1031 Tax Owner Backing Out of Deal to Repay Investors

Miami businessman Edward Okun promised last October to allow a court-appointed trustee of his failed real estate company to sells his assets in order to repay $150 million to investors who lost their life savings when 1031 Tax Group went bankrupt. Now, Okun wants to back out of the deal, alleging his trustee, Gerald McHale, hasn’t held up his end of the deal which was supposed to allow Okun to keep two multimillion dollar homes and two automobiles.

McHale has been selling off Okun's luxury items including a 132-foot yacht for $9 million, several jets and more than a dozen exotic cars (some of which Okun refused to hand over) to pay back creditors of Okun's failed tax shelter. Okun now claims McHale breached their deal when he failed to block one creditor from trying to seize the houses and cars and the deal has entered Okun and his family into “indentured servitude for the rest of our lives with no house or living budget.”

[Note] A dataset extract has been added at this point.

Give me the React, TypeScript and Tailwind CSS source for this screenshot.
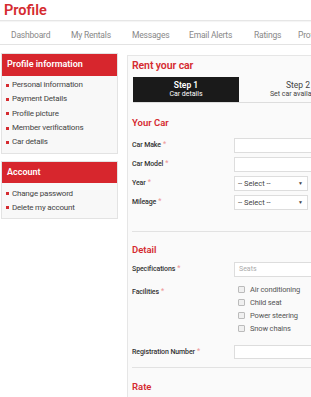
import React from "react";

const red = "text-[#d52b30]";

function SideItem({ children }: { children: React.ReactNode }) {
  return (
    <li className="flex items-center h-[14.3px] text-[8px] tracking-[-0.2px] text-[#444]">
      <span className="w-[3px] h-[3px] bg-[#d52b30] mr-[3px] ml-[4px]" />
      {children}
    </li>
  );
}

function Label({ text, req = true, h }: { text: string; req?: boolean; h?: string }) {
  return (
    <div className={`w-[102px] text-[7px] tracking-[-0.1px] text-[#333] font-medium flex items-center ${h ?? ""}`}>
      {text}
      {req && <span className="text-[#e99] ml-[2px] text-[7px] leading-none -mt-[2px]">*</span>}
    </div>
  );
}

function Select() {
  return (
    <div className="w-[74px] h-[15px] bg-white border border-[#ddd] flex items-center justify-between px-[3px] text-[7.5px] text-[#444]">
      <span>-- Select --</span>
      <span className="text-[5px] mr-[1px]">▼</span>
    </div>
  );
}

function Check({ label }: { label: string }) {
  return (
    <div className="flex items-center h-[13px] text-[7.5px] tracking-[-0.15px] text-[#555]">
      <span className="w-[7px] h-[7px] border border-[#bbb] bg-[#f0f0f0] rounded-[1px] mr-[5px]" />
      {label}
    </div>
  );
}

export default function App() {
  return (
    <div
      className="w-[311px] h-[397px] overflow-hidden bg-white relative"
      style={{ fontFamily: "Roboto, 'Noto Sans', sans-serif" }}
    >
      <div className="w-[420px]">
        <div className="h-[21px] border-b border-[#e6e6e6] shadow-[0_1px_1px_rgba(0,0,0,0.04)] pl-[4px] flex items-center">
          <h1 className={`text-[14.5px] font-semibold ${red} leading-none mt-[3px]`}>Profile</h1>
        </div>
        <nav className="h-[24px] border-b border-[#e3e3e3] flex items-center text-[8.5px] tracking-[-0.2px] text-[#888] pl-[11px] pt-[5px]">
          <span className="w-[60px]">Dashboard</span>
          <span className="w-[61px]">My Rentals</span>
          <span className="w-[57px]">Messages</span>
          <span className="w-[65px]">Email Alerts</span>
          <span className="w-[44px]">Ratings</span>
          <span>Profile</span>
        </nav>
        <div className="flex pt-[8px]">
          <aside className="w-[117px] ml-[1px] flex flex-col gap-[7px]">
            <div className="border border-[#e3e3e3] bg-[#f8f8f8]">
              <div className="h-[22px] bg-[#d7262d] text-white text-[9px] font-semibold flex items-center pl-[5px]">
                Profile information
              </div>
              <ul className="pt-[2px] pb-[4px]">
                <SideItem>Personal information</SideItem>
                <SideItem>Payment Details</SideItem>
                <SideItem>Profile picture</SideItem>
                <SideItem>Member verifications</SideItem>
                <SideItem>Car details</SideItem>
              </ul>
            </div>
            <div className="border border-[#e3e3e3] bg-[#f8f8f8]">
              <div className="h-[21px] bg-[#d7262d] text-white text-[9px] font-semibold flex items-center pl-[5px]">
                Account
              </div>
              <ul className="pt-[3px] pb-[3px]">
                <SideItem>Change password</SideItem>
                <SideItem>Delete my account</SideItem>
              </ul>
            </div>
          </aside>
          <main className="ml-[9px] mt-[2px] w-[260px] border border-[#e6e6e6] bg-[#fafafa] pl-[4px]">
            <h2 className={`${red} text-[10.5px] tracking-[-0.1px] font-semibold mt-[2px] h-[16px] leading-[16px]`}>Rent your car</h2>
            <div className="flex mt-[3px] ml-[1px] border-b border-[#ddd]">
              <div className="w-[106px] h-[25px] bg-[#1a1a1a] text-white flex flex-col items-center justify-center leading-[9px]">
                <span className="text-[8.5px] font-semibold">Step 1</span>
                <span className="text-[7px]">Car details</span>
              </div>
              <div className="w-[118px] h-[25px] text-[#444] flex flex-col items-center justify-center leading-[9px]">
                <span className="text-[8.5px]">Step 2</span>
                <span className="text-[7px]">Set car availability</span>
              </div>
            </div>
            <h3 className={`${red} text-[9.5px] font-semibold mt-[13px] h-[14px] leading-[14px]`}>Your Car</h3>
            <div className="mt-[8px] flex flex-col gap-[4px]">
              <div className="flex items-center">
                <Label text="Car Make" h="h-[15px]" />
                <div className="w-[120px] h-[15px] bg-white border border-[#ddd]" />
              </div>
              <div className="flex items-center">
                <Label text="Car Model" h="h-[15px]" />
                <div className="w-[120px] h-[15px] bg-white border border-[#ddd]" />
              </div>
              <div className="flex items-center">
                <Label text="Year" h="h-[15px]" />
                <Select />
              </div>
              <div className="flex items-center">
                <Label text="Mileage" h="h-[15px]" />
                <Select />
              </div>
            </div>
            <div className="border-b border-[#e2e2e2] mt-[21px]" />
            <h3 className={`${red} text-[9.5px] font-semibold mt-[11px] h-[14px] leading-[14px]`}>Detail</h3>
            <div className="mt-[5px] flex items-center">
              <Label text="Specifications" h="h-[15px]" />
              <div className="w-[120px] h-[15px] bg-white border border-[#ddd] text-[7px] text-[#aaa] flex items-center pl-[4px]">
                Seats
              </div>
            </div>
            <div className="mt-[6px] flex">
              <Label text="Facilities" h="h-[13px] mt-[3px]" />
              <div className="pl-[4px]">
                <Check label="Air conditioning" />
                <Check label="Child seat" />
                <Check label="Power steering" />
                <Check label="Snow chains" />
              </div>
            </div>
            <div className="mt-[10px] flex items-center">
              <Label text="Registration Number" h="h-[14px]" />
              <div className="w-[120px] h-[14px] bg-white border border-[#ddd]" />
            </div>
            <div className="border-b border-[#e2e2e2] mt-[8px]" />
            <h3 className={`${red} text-[9.5px] font-semibold mt-[12px] h-[14px] leading-[14px]`}>Rate</h3>
            <div className="h-[20px]" />
          </main>
        </div>
      </div>
    </div>
  );
}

Okun has been accused of fraud in operating 1031 Tax Group, a real estate tax shelter. It allowed investors to sell investment properties and defer capital-gains taxes if they re-invest the proceeds in similar-type properties within 180 days. The investors can’t touch the money from the sale and the money must be used for the purchase of new property.

1031 Tax Group collapsed after Okun was accused of taking $150 million of his investors’ money to pay for real estate transactions at Investment Properties of American LLC, a separate company also owned by Okun. About 300 investors nationwide were owed $150 million when 1031TG filed for Chapter 11 protection in May last year which listed assets of $154.6 million and debts of $152.1 million.

The U.S. Attorney's Office in Richmond, Va., and the U.S. Postal Inspection Service are also investigating Okun’s dealings and the conversion of funds from creditors.